Few of his contemporaries have Lehane’s near obsession with the telling detail (and getting them precisely right), and he’s also quietly emerging as one of the greatest writers about class and its consequences that America has produced in decades.
But its Lehane’s tough as nails characters (who are almost always more than usually flawed) that fascinates the actors who play them. They’re Irish in the best sense, in that they live, love and express themselves so vividly they could only really come from an Irish American stronghold like Dorchester in the first place.

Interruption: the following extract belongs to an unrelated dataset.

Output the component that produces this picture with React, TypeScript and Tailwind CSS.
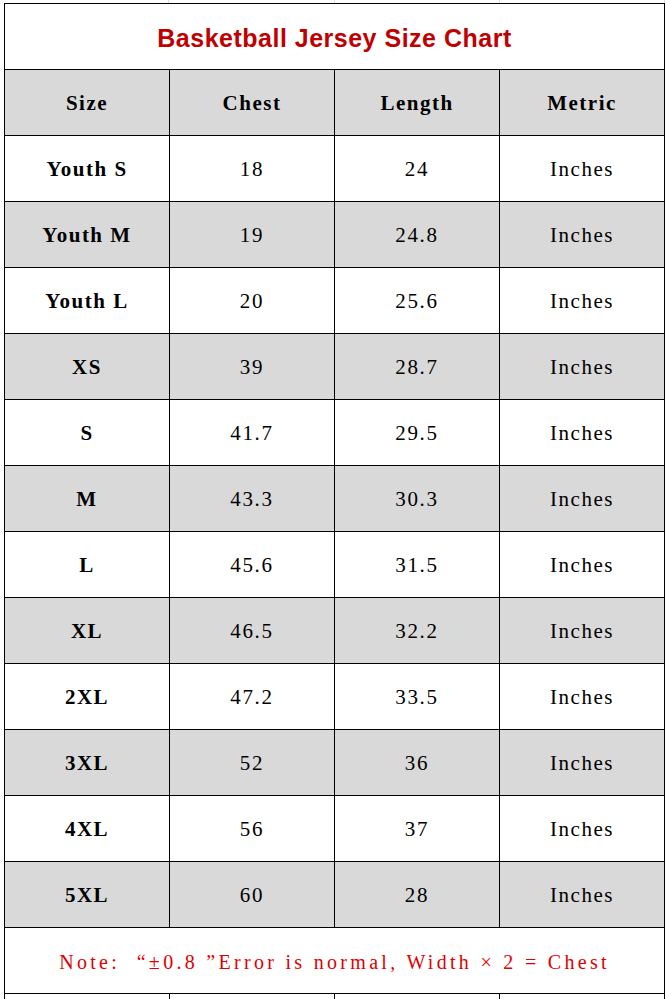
import React from "react";

const rows = [
  { size: "Youth S", chest: "18", length: "24" },
  { size: "Youth M", chest: "19", length: "24.8" },
  { size: "Youth L", chest: "20", length: "25.6" },
  { size: "XS", chest: "39", length: "28.7" },
  { size: "S", chest: "41.7", length: "29.5" },
  { size: "M", chest: "43.3", length: "30.3" },
  { size: "L", chest: "45.6", length: "31.5" },
  { size: "XL", chest: "46.5", length: "32.2" },
  { size: "2XL", chest: "47.2", length: "33.5" },
  { size: "3XL", chest: "52", length: "36" },
  { size: "4XL", chest: "56", length: "37" },
  { size: "5XL", chest: "60", length: "28" },
];

const serif = "font-['Liberation_Serif',_'Times_New_Roman',_serif]";
const cell = "h-[66px] flex items-center justify-center border-r border-b border-black";

const App: React.FC = () => {
  return (
    <div className="w-[665px] h-[999px] overflow-hidden bg-white">
      {/* faint sheet grid above the table */}
      <div className="ml-[4px] w-[661px] h-[3px] grid grid-cols-4">
        {[0, 1, 2, 3].map((i) => (
          <div key={i} className="border-r border-[#dcdcdc]" />
        ))}
      </div>

      <div className="ml-[4px] w-[661px] border-t border-l border-black">
        {/* Title */}
        <div className={`${cell} pt-[5px] font-['Liberation_Sans',_Arial,_sans-serif] font-bold text-[25px] tracking-[0.5px] text-[#c00000]`}>
          Basketball Jersey Size Chart
        </div>

        {/* Header */}
        <div className={`grid grid-cols-4 bg-[#d9d9d9] ${serif} font-bold text-[21px] tracking-[1.5px] text-black`}>
          {["Size", "Chest", "Length", "Metric"].map((h) => (
            <div key={h} className={`${cell} pt-[3px]`}>
              {h}
            </div>
          ))}
        </div>

        {/* Body */}
        {rows.map((row, index) => (
          <div
            key={row.size}
            className={`grid grid-cols-4 ${index % 2 === 1 ? "bg-[#d9d9d9]" : "bg-white"} ${serif} text-[21px] text-black`}
          >
            <div className={`${cell} pt-[3px] font-bold tracking-[1.5px]`}>{row.size}</div>
            <div className={`${cell} pt-[3px] tracking-[1.7px]`}>{row.chest}</div>
            <div className={`${cell} pt-[3px] tracking-[1.7px]`}>{row.length}</div>
            <div className={`${cell} pt-[3px] tracking-[1.5px]`}>Inches</div>
          </div>
        ))}

        {/* Note */}
        <div className={`${cell} pt-[2px] ${serif} text-[20px] tracking-[3.3px] text-[#e00000] whitespace-pre`}>
          {"Note:  “±0.8 ”Error is normal, Width × 2 = Chest"}
        </div>

        {/* empty row cut off at the bottom */}
        <div className="grid grid-cols-4">
          {[0, 1, 2, 3].map((i) => (
            <div key={i} className={cell} />
          ))}
        </div>
      </div>
    </div>
  );
};

export default App;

By keeping his locations close to his Irish American home and staying close to his own origins, no matter how successful and rich he’s become (he has moonlighted on the writing staff of HBO’s The Wire, bringing his own brand of carefully observed local color to the show) Lehane stays true to the Irish American neighborhood where he was raised.

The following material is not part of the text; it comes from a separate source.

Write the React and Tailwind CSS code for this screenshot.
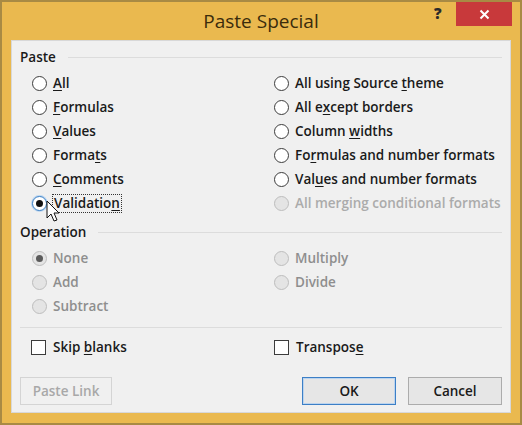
import React from 'react';

const Radio = ({ checked, disabled, focus }) => (
  <span
    className={`relative flex items-center justify-center size-[15px] rounded-full border ${
      disabled ? 'border-[#bdbdbd] bg-[#e4e4e4]' : focus ? 'border-[#3b7fc4] bg-white shadow-[0_0_0_1px_#bcd6f0]' : 'border-[#3c3c3c] bg-white'
    }`}
  >
    {checked && <span className={`size-[7px] rounded-full ${disabled ? 'bg-[#5a5a5a]' : 'bg-[#111]'}`} />}
  </span>
);

const Label = ({ text, u }) => {
  if (u == null) return <span>{text}</span>;
  return (
    <span>
      {text.slice(0, u)}
      <span className="underline underline-offset-2">{text[u]}</span>
      {text.slice(u + 1)}
    </span>
  );
};

const Option = ({ text, u, checked, disabled, focus, faint }) => (
  <div className={`h-6 flex items-center gap-[6px] ${disabled ? (faint ? 'text-[#ababab]' : 'text-[#8e8e8e]') : 'text-[#1a1a1a]'}`}>
    <Radio checked={checked} disabled={disabled} focus={focus} />
    {focus ? (
      <span className="relative outline outline-1 outline-dotted outline-[#333] px-[1px] leading-[17px]">
        <Label text={text} u={u} />
      </span>
    ) : (
      <Label text={text} u={u} />
    )}
  </div>
);

const Group = ({ title }) => (
  <div className="h-[18px] flex items-center gap-3 text-[#1a1a1a]">
    <span>{title}</span>
    <div className="flex-1 h-px bg-[#dcdcdc] mt-px" />
  </div>
);

const Check = ({ text, u }) => (
  <div className="h-6 flex items-center gap-[7px] text-[#1a1a1a]">
    <span className="size-[15px] border border-[#3c3c3c] bg-white" />
    <Label text={text} u={u} />
  </div>
);

export default function App() {
  return (
    <div
      className="w-[522px] h-[425px] bg-[#eab94f] border-2 border-[#a88a44] flex flex-col overflow-hidden"
      style={{ fontFamily: '"Open Sans", "Noto Sans", sans-serif' }}
    >
      <div className="h-[38px] relative flex items-center justify-center shrink-0">
        <span className="text-[19px] text-[#3b2c0c] leading-none">Paste Special</span>
        <span className="absolute left-[432px] top-0 text-[15px] font-extrabold text-[#2a2a2a]">?</span>
        <div className="absolute right-[8px] top-0 w-[56px] h-[24px] bg-[#c8393b] flex items-center justify-center">
          <svg width="11" height="11" viewBox="0 0 11 11">
            <path d="M1.5 1.5 L9.5 9.5 M9.5 1.5 L1.5 9.5" stroke="#fff" strokeWidth="2" />
          </svg>
        </div>
      </div>
      <div className="mx-[9px] mb-[10px] flex-1 bg-[#f0f0f0] border border-[#d8d8d8] text-[13.5px] font-semibold px-[8px] pt-[7px] relative">
        <Group title="Paste" />
        <div className="grid grid-cols-[254px_1fr] mt-[5px] pl-[12px]">
          <div className="flex flex-col">
            <Option text="All" u={0} />
            <Option text="Formulas" u={0} />
            <Option text="Values" u={0} />
            <Option text="Formats" u={5} />
            <Option text="Comments" u={0} />
            <Option text="Validation" u={9} checked focus />
          </div>
          <div className="flex flex-col -ml-[12px]">
            <Option text="All using Source theme" u={17} />
            <Option text="All except borders" u={5} />
            <Option text="Column widths" u={7} />
            <Option text="Formulas and number formats" u={2} />
            <Option text="Values and number formats" u={3} />
            <Option text="All merging conditional formats" disabled faint />
          </div>
        </div>
        <div className="mt-[8px]">
          <Group title="Operation" />
        </div>
        <div className="grid grid-cols-[254px_1fr] mt-[5px] pl-[12px]">
          <div className="flex flex-col">
            <Option text="None" checked disabled />
            <Option text="Add" disabled />
            <Option text="Subtract" disabled />
          </div>
          <div className="flex flex-col -ml-[12px]">
            <Option text="Multiply" disabled />
            <Option text="Divide" disabled />
          </div>
        </div>
        <div className="h-px bg-[#dcdcdc] mt-[9px]" />
        <div className="grid grid-cols-[254px_1fr] mt-[7px] pl-[11px]">
          <Check text="Skip blanks" u={5} />
          <div className="-ml-[11px]">
            <Check text="Transpose" u={8} />
          </div>
        </div>
        <div className="flex items-center mt-[18px]">
          <button className="w-[92px] h-[28px] border border-[#d4d4d4] bg-[#f0f0f0] text-[#a8a8a8]">Paste Link</button>
          <div className="flex-1" />
          <button className="w-[94px] h-[28px] border border-[#3c7fc6] bg-[#e6e6e6] text-[#1a1a1a] shadow-[inset_0_0_0_1px_#bcd4ee]">OK</button>
          <button className="w-[94px] h-[28px] border border-[#acacac] bg-[#e6e6e6] text-[#1a1a1a] ml-[12px]">Cancel</button>
        </div>
        <svg className="absolute left-[34px] top-[159px]" width="16" height="24" viewBox="0 0 16 24">
          <path d="M1 1 L1 18 L5 14 L8 21 L11 20 L8 13 L13 13 Z" fill="#fff" stroke="#111" strokeWidth="1" strokeLinejoin="round" />
        </svg>
      </div>
    </div>
  );
}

Lehane has also been more than usually lucky in working with a series of top flight directors who had enviable control of the final films, so he has never been subject to shooting by committee productions that can take even the most straightforward script and turn it into a three ring circus.

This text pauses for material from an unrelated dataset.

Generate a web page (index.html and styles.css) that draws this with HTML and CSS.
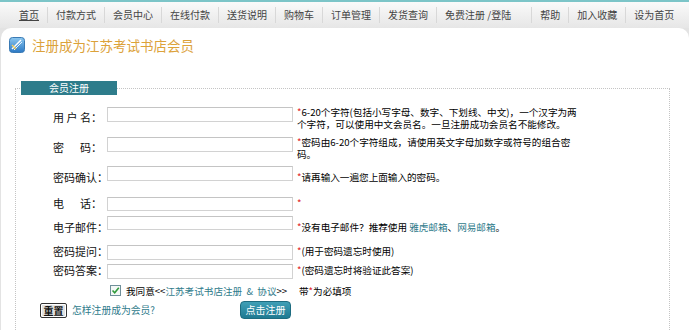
FILE: index.html
```html
<!DOCTYPE html>
<html lang="zh-CN">
<head>
<meta charset="UTF-8" />
<title>注册成为江苏考试书店会员</title>
<link rel="stylesheet" href="styles.css">
</head>
<body>

  <div class="topnav">
    <a href="#" class="cur">首页</a>
    <a href="#">付款方式</a>
    <a href="#">会员中心</a>
    <a href="#">在线付款</a>
    <a href="#">送货说明</a>
    <a href="#">购物车</a>
    <a href="#">订单管理</a>
    <a href="#">发货查询</a>
    <a href="#" class="wide">免费注册 /登陆</a>
    <a href="#">帮助</a>
    <a href="#">加入收藏</a>
    <a href="#">设为首页</a>
  </div>

  <div class="panel">
    <h2 class="title">
      <svg width="16" height="16" viewBox="0 0 16 16">
        <defs>
          <linearGradient id="ig" x1="0" y1="0" x2="0" y2="1">
            <stop offset="0" stop-color="#8cc8f0"/>
            <stop offset="1" stop-color="#2b78c4"/>
          </linearGradient>
        </defs>
        <rect x="0.5" y="0.5" width="15" height="15" rx="3" fill="url(#ig)" stroke="#3a7ab4"/>
        <path d="M3 12 L12 3" stroke="#fff" stroke-width="1.4"/>
        <path d="M5 13 L13 5" stroke="#e8f4ff" stroke-width="1"/>
        <path d="M3 8 L7 12" stroke="#ffd25a" stroke-width="1.2"/>
      </svg>
      <span>注册成为江苏考试书店会员</span>
    </h2>

    <fieldset class="regbox">
      <legend>会员注册</legend>

      <div class="row tall h30">
        <span class="lbl sp"><b>用</b><b>户</b><b>名：</b></span>
        <input type="text" class="inp" />
        <span class="hint"><em>*</em>6-20个字符(包括小写字母、数字、下划线、中文)，一个汉字为两<br>个字符，可以使用中文会员名。一旦注册成功会员名不能修改。</span>
      </div>

      <div class="row tall h29">
        <span class="lbl sp"><b>密</b><b>码：</b></span>
        <input type="password" class="inp" />
        <span class="hint"><em>*</em>密码由6-20个字符组成，请使用英文字母加数字或符号的组合密<br>码。</span>
      </div>

      <div class="row low h31">
        <span class="lbl">密码确认：</span>
        <input type="password" class="inp" />
        <span class="hint"><em>*</em>请再输入一遍您上面输入的密码。</span>
      </div>

      <div class="row h19">
        <span class="lbl sp"><b>电</b><b>话：</b></span>
        <input type="text" class="inp sm" />
        <span class="hint"><em>*</em></span>
      </div>

      <div class="row low h29">
        <span class="lbl">电子邮件：</span>
        <input type="text" class="inp sm" />
        <span class="hint"><em>*</em>没有电子邮件？推荐使用 <a href="#">雅虎邮箱</a>、<a href="#">网易邮箱</a>。</span>
      </div>

      <div class="row h19">
        <span class="lbl">密码提问：</span>
        <input type="text" class="inp" />
        <span class="hint"><em>*</em>(用于密码遗忘时使用)</span>
      </div>

      <div class="row h19">
        <span class="lbl">密码答案：</span>
        <input type="text" class="inp" />
        <span class="hint"><em>*</em>(密码遗忘时将验证此答案)</span>
      </div>

      <div class="agree">
        <span class="chk">
          <svg width="9" height="9" viewBox="0 0 9 9"><path d="M1.5 4.5 L3.7 6.8 L7.8 1.8" fill="none" stroke="#2f9a3a" stroke-width="1.6"/></svg>
        </span>
        <span class="agree-text">我同意&lt;&lt;<a href="#">江苏考试书店注册&nbsp;&nbsp;&amp;&nbsp;&nbsp;协议</a>&gt;&gt;</span>
        <span>带<em>*</em>为必填项</span>
      </div>

      <div class="actions">
        <button class="reset-btn">重置</button>
        <a href="#" class="howto">怎样注册成为会员?</a>
        <button class="submit-btn">点击注册</button>
      </div>
    </fieldset>
  </div>

</body>
</html>
```

FILE: styles.css
```css
body {
  margin: 0;
  background: #e3e3e3;
  font-family: "Noto Sans CJK SC", "DejaVu Sans", sans-serif;
  font-size: 11px;
  line-height: 12px;
  color: #111;
  overflow: hidden;
}
a {
  color: #2f7b8b;
  text-decoration: none;
}

/* верхнее меню */
.topnav {
  height: 26px;
  border-top: 2px solid #7cc5c8;
  background: linear-gradient(#fafafa, #e6e6e6);
  display: flex;
  align-items: center;
  padding-left: 11px;
  font-size: 10px;
}
.topnav a {
  color: #444;
  padding: 0 8px;
  line-height: 16px;
  border-left: 1px solid #d8d8d8;
  white-space: nowrap;
}
.topnav a:first-child {
  border-left: none;
  text-decoration: underline;
}
.topnav a.wide {
  padding-right: 20px;
}

.panel {
  background: #fff;
  margin-left: 1px;
  height: 302px;
  border-radius: 10px 10px 0 0;
}
.title {
  margin: 0;
  padding: 9px 0 0 8px;
  height: 16px;
  display: flex;
  align-items: center;
  font-weight: normal;
  font-size: 13.5px;
  line-height: 16px;
  color: #dca23a;
}
.title svg {
  margin-right: 7px;
  flex-shrink: 0;
}

.regbox {
  margin: 28px 19px 0 14px;
  padding: 10px 0 0;
  border: 1px dotted #c4c4c4;
  border-bottom: none;
  height: 260px;
}
.regbox legend {
  margin-left: 5px;
  padding: 0 0 0 28px;
  width: 96px;
  box-sizing: border-box;
  height: 14px;
  line-height: 14px;
  font-size: 10px;
  text-align: left;
  background: #2e7c8b;
  color: #fff;
}

.row {
  display: flex;
  align-items: flex-start;
  padding-left: 37px;
}
.h30 { height: 30px; }
.h29 { height: 29px; }
.h31 { height: 31px; }
.h19 { height: 19px; }

.lbl {
  width: 54px;
  flex-shrink: 0;
  white-space: nowrap;
  margin-top: 2px;
}
.lbl.sp {
  display: flex;
  justify-content: space-between;
  padding-right: 5px;
  box-sizing: border-box;
}
.lbl b {
  font-weight: normal;
}
.inp {
  width: 186px;
  height: 15px;
  margin: 2px 0 0;
  padding: 0 2px;
  box-sizing: border-box;
  border: 1px solid #d2d2d2;
  border-top-color: #c4c4c4;
  flex-shrink: 0;
  font: inherit;
}
.inp.sm {
  height: 14px;
}
.hint {
  margin: 3px 0 0 4px;
  white-space: nowrap;
  font-size: 9.6px;
  line-height: 11.5px;
  color: #000;
}
.tall .lbl {
  margin-top: 6px;
}
.tall .hint {
  margin-top: 2px;
}
.low .lbl {
  margin-top: 7px;
}
.low .hint {
  margin-top: 8px;
}
em {
  font-style: normal;
  color: #e0262a;
}

.agree {
  height: 19px;
  display: flex;
  align-items: center;
  padding-left: 94px;
  font-size: 9.6px;
  color: #000;
}
.chk {
  width: 11px;
  height: 11px;
  box-sizing: border-box;
  border: 1px solid #6f8f9a;
  background: #f4f8f6;
  display: flex;
  align-items: center;
  justify-content: center;
  margin-right: 5px;
}
.agree-text {
  width: 173px;
}

.actions {
  height: 20px;
  display: flex;
  align-items: center;
  padding-left: 24px;
  font-size: 9.8px;
}
.reset-btn {
  width: 27px;
  height: 15px;
  padding: 0;
  border: 1px solid #333;
  border-radius: 2px;
  box-shadow: inset 0 0 0 1px #fff;
  background: #e2e2e2;
  font: bold 10px/11px "Noto Sans CJK SC", sans-serif;
  color: #111;
}
.howto {
  margin-left: 5px;
  width: 168px;
}
.submit-btn {
  width: 51px;
  height: 18px;
  padding: 0;
  border: 1px solid #1d6c80;
  border-radius: 4px;
  background: linear-gradient(#3f9fb6, #1f7a92);
  color: #fff;
  font: 10px/12px "Noto Sans CJK SC", sans-serif;
}
```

What’s also remarkable about Lehane’s books is that that they are as literary as they are thrilling. With his ear for dialogue and the telling line, Lehane’s new book blurs the boundary between thriller and novel to the point where the distinction becomes meaningless. His characters are so vividly described that they almost leap to life in front of you.
But the thing that marks Moonlight Mile is the shivery darkness of the world that’s being described in it, and the tough moral maze his characters have to walk through. Their fears quickly become as real as your own as Lehane leads you toward his heart-stopping finale. Moonlight Mile is so deftly plotted that you won’t even see it coming.
Less remarked on than his obvious gift for characterization is Lehane’s skill at drafting exciting, unpredictable plots.
Moonlight Mile turns into a white-knuckle thrill ride of a book, reeling you in from the first page and practically guaranteeing you’ll miss your subway stop all week.